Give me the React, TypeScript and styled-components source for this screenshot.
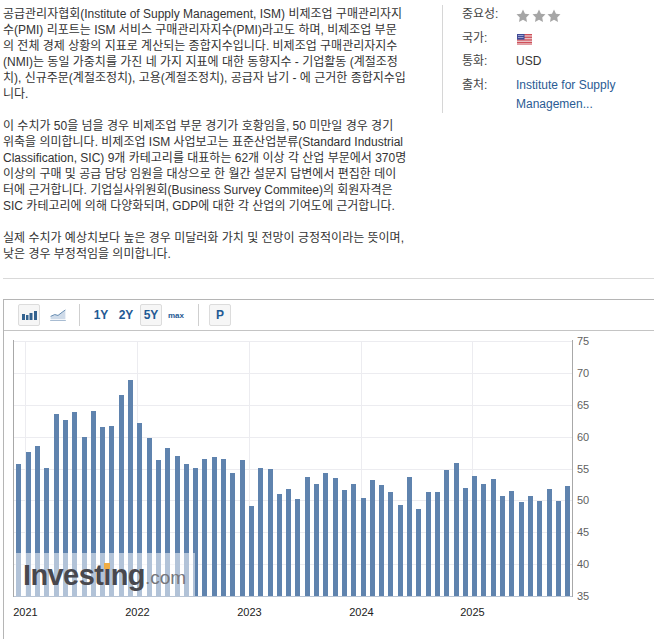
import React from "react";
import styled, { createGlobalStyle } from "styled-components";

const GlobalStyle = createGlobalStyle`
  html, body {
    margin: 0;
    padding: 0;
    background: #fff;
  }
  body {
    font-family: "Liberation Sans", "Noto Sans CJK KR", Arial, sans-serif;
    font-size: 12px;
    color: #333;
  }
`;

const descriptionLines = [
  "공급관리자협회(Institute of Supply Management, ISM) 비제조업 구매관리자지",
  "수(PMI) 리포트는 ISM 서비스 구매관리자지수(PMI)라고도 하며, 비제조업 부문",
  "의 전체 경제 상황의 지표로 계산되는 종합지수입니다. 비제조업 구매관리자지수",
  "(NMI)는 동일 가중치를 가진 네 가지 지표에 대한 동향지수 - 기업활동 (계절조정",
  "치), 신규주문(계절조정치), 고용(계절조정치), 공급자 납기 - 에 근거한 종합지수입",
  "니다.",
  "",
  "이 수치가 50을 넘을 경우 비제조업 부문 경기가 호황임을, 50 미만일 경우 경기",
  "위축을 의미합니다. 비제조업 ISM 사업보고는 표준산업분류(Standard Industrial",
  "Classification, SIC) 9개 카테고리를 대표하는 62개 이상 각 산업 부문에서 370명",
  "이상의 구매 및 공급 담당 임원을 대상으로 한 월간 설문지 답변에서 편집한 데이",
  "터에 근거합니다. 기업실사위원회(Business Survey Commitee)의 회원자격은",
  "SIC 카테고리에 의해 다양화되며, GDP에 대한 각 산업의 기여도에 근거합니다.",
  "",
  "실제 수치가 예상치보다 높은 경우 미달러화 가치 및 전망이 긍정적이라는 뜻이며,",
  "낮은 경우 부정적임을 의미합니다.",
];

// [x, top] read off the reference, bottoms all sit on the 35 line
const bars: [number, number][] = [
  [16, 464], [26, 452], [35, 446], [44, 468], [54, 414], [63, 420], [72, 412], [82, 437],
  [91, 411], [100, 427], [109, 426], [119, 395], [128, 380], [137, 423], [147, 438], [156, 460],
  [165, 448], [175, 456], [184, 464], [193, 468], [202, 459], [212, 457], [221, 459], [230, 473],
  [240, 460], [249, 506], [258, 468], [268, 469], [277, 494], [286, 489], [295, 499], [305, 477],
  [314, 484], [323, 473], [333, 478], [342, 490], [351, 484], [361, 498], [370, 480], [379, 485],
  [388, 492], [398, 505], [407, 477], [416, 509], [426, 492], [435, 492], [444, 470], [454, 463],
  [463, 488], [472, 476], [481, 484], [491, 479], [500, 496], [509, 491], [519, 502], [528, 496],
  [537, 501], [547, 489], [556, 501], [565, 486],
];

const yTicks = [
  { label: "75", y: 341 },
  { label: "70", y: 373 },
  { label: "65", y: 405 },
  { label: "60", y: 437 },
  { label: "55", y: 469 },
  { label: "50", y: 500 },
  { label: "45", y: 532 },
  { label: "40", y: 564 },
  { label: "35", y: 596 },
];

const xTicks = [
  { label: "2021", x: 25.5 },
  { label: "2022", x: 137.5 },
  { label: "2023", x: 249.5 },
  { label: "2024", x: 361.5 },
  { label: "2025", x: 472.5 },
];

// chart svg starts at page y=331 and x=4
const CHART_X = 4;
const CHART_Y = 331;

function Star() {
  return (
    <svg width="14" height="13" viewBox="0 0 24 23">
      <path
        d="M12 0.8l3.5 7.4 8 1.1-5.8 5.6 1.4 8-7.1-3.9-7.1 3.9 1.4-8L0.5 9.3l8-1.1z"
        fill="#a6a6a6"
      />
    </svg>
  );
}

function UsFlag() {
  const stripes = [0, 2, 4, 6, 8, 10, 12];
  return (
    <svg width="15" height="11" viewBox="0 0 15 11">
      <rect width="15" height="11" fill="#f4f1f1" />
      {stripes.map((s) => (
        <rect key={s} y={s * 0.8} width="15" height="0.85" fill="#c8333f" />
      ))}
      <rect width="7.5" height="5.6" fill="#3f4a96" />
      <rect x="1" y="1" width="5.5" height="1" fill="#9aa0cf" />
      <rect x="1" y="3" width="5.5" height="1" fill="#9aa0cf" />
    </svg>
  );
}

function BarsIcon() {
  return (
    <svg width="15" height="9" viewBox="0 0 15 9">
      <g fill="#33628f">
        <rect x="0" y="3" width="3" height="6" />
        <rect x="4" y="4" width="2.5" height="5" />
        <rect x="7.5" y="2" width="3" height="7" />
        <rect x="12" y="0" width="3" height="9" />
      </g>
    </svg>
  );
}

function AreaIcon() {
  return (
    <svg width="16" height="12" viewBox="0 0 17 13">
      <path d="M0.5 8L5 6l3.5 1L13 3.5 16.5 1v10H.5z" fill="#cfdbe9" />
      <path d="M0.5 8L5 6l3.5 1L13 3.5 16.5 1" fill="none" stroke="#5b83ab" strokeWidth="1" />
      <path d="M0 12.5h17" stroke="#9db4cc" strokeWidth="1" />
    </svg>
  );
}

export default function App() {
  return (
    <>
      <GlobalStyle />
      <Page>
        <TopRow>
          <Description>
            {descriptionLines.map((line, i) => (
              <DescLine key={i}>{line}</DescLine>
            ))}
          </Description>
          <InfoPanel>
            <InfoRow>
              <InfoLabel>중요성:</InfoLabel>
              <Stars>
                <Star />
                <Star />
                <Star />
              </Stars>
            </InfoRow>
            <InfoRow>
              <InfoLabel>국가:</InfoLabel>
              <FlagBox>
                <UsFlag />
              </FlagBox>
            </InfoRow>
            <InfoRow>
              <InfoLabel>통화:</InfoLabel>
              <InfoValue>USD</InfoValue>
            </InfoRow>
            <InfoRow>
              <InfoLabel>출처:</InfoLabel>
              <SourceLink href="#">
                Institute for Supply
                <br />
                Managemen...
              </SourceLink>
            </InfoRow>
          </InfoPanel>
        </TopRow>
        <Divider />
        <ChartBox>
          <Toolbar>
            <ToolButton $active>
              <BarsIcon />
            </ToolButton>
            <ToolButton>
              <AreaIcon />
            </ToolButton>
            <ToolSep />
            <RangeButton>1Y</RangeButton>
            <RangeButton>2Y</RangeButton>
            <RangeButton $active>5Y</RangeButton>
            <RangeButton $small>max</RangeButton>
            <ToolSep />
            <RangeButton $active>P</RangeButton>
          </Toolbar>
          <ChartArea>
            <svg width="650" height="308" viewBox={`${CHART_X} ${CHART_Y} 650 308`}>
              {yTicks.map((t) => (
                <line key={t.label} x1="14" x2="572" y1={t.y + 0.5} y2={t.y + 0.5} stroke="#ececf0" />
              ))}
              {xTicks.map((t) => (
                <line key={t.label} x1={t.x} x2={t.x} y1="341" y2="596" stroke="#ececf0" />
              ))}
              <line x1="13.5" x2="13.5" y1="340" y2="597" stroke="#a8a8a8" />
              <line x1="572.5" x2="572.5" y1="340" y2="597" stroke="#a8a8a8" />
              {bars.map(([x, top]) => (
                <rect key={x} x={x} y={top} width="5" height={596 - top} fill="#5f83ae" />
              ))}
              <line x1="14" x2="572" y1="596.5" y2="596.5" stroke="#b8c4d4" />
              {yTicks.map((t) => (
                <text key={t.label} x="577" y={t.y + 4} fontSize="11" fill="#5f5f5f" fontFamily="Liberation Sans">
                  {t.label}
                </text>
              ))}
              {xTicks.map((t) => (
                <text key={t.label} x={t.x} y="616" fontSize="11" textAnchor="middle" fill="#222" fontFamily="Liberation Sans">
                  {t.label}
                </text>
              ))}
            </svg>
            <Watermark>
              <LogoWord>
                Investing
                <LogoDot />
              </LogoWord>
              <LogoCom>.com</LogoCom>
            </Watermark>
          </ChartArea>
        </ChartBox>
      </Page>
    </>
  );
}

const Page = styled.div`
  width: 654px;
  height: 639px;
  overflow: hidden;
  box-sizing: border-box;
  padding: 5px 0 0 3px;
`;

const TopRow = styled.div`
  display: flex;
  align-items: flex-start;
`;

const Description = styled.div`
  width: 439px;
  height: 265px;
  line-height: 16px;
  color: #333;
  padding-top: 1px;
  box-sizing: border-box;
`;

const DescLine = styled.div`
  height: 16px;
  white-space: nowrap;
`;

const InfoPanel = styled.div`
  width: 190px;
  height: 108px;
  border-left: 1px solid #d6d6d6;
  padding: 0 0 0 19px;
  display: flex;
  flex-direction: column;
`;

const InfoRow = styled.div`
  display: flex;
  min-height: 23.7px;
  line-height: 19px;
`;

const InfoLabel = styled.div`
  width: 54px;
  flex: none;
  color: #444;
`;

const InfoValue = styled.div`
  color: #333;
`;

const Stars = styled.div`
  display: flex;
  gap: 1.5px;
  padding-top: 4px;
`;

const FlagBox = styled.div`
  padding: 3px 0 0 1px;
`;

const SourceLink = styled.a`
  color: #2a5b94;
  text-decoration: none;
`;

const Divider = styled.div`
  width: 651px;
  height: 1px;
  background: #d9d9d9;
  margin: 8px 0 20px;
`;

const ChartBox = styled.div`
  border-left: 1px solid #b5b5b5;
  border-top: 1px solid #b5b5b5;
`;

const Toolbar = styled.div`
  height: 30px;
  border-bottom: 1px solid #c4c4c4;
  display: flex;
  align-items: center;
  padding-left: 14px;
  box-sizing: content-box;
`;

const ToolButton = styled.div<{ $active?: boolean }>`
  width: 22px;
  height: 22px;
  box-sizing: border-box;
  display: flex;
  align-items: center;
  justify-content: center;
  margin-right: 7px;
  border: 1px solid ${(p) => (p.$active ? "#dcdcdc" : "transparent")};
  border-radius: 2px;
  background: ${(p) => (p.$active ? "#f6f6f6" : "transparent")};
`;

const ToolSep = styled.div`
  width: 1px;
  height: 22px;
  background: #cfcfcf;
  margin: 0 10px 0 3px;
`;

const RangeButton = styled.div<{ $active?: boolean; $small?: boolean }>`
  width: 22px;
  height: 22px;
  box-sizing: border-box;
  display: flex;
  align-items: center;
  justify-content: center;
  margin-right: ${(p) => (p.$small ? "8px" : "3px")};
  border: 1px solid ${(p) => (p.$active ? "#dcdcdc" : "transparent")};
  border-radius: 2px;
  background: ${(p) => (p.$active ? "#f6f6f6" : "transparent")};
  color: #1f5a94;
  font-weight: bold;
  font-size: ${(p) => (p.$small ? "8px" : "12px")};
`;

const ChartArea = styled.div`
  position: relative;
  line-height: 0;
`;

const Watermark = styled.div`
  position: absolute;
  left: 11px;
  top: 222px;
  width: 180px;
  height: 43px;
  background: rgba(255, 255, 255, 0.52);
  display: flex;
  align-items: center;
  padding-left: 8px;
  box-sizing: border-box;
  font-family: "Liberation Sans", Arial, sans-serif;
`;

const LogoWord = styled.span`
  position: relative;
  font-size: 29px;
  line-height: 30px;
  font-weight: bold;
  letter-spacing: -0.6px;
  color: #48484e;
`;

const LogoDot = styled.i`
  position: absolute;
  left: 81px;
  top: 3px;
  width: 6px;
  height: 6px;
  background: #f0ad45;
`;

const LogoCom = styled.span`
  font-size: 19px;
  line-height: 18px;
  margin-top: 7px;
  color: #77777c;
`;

● ● ● ● ●

Set task
Using the listing above, pull out all lines that hold the word "components".

Worked answer
Give me the React, TypeScript and styled-components source for this screenshot.
import styled, { createGlobalStyle } from "styled-components";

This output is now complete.